2. Reduction of unlinking charges from total turnover:

The assessee argued that unlinking charges reduced from export turnover should also be reduced from total turnover. The Tribunal referenced decisions from the Bangalore Bench in Tata Elxsi Ltd. v. Asstt. CIT and Asstt. CIT v. Infosys Technologies Ltd., which held that components excluded from export turnover should similarly be excluded from total turnover. This ensures consistency in the formula used for computing deductions under section 10A. The Tribunal agreed with this reasoning and held that unlinking charges excluded from export turnover should also be excluded from total turnover.

3. Set off of losses from one STP unit against profits of other STP units:

The assessee challenged the CIT(A)'s decision to set off losses from the Pune STP unit against profits from Bangalore and Chennai units before allowing the deduction under section 10A. The CIT(A) relied on section 10A(6) and the jurisdictional High Court's decision in CIT v. Himatasingike Seide Ltd., which mandated setting off losses against eligible profits. The Tribunal noted that the definition of 'industrial undertaking' includes multiple units engaged in similar activities. However, it was unclear if the Pune unit was independent or associated with activities at other units. The Tribunal remanded the issue to the Assessing Officer to determine the independence of the Pune unit. If independent, its loss would not be adjusted against other units' profits for section 10A deduction purposes.

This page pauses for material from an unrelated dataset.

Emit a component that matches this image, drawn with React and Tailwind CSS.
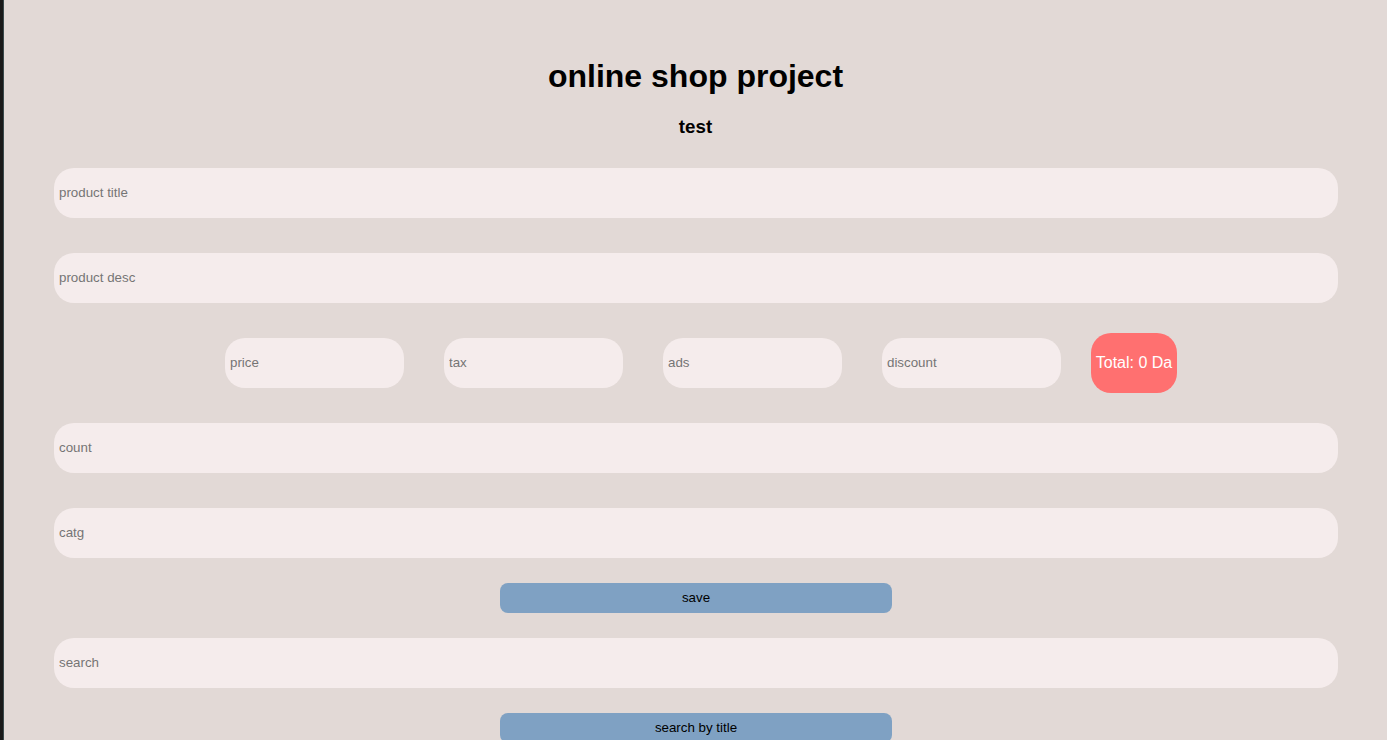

4. Deduction under section 10A on the adjustment made to the arm's length price:

The assessee sought deduction under section 10A on income adjusted to the arm's length price. The CIT(A) denied this, citing the proviso to section 92C(4), which disallows deductions on income enhanced after arm's length price computation. The Tribunal clarified that the proviso applies only when the Assessing Officer enhances income, not when the assessee voluntarily adjusts it. Since the assessee had already declared income based on arm's length price, there was no enhancement by the Assessing Officer. Hence, the Tribunal allowed the deduction under section 10A for the income declared by the assessee.

Conclusion:

The appeals were partly allowed, with the Tribunal upholding the CIT(A)'s finding on unlinking charges, agreeing to exclude these charges from total turnover, remanding the issue of set-off of losses to the Assessing Officer, and allowing the deduction under section 10A for income adjusted to the arm's length price.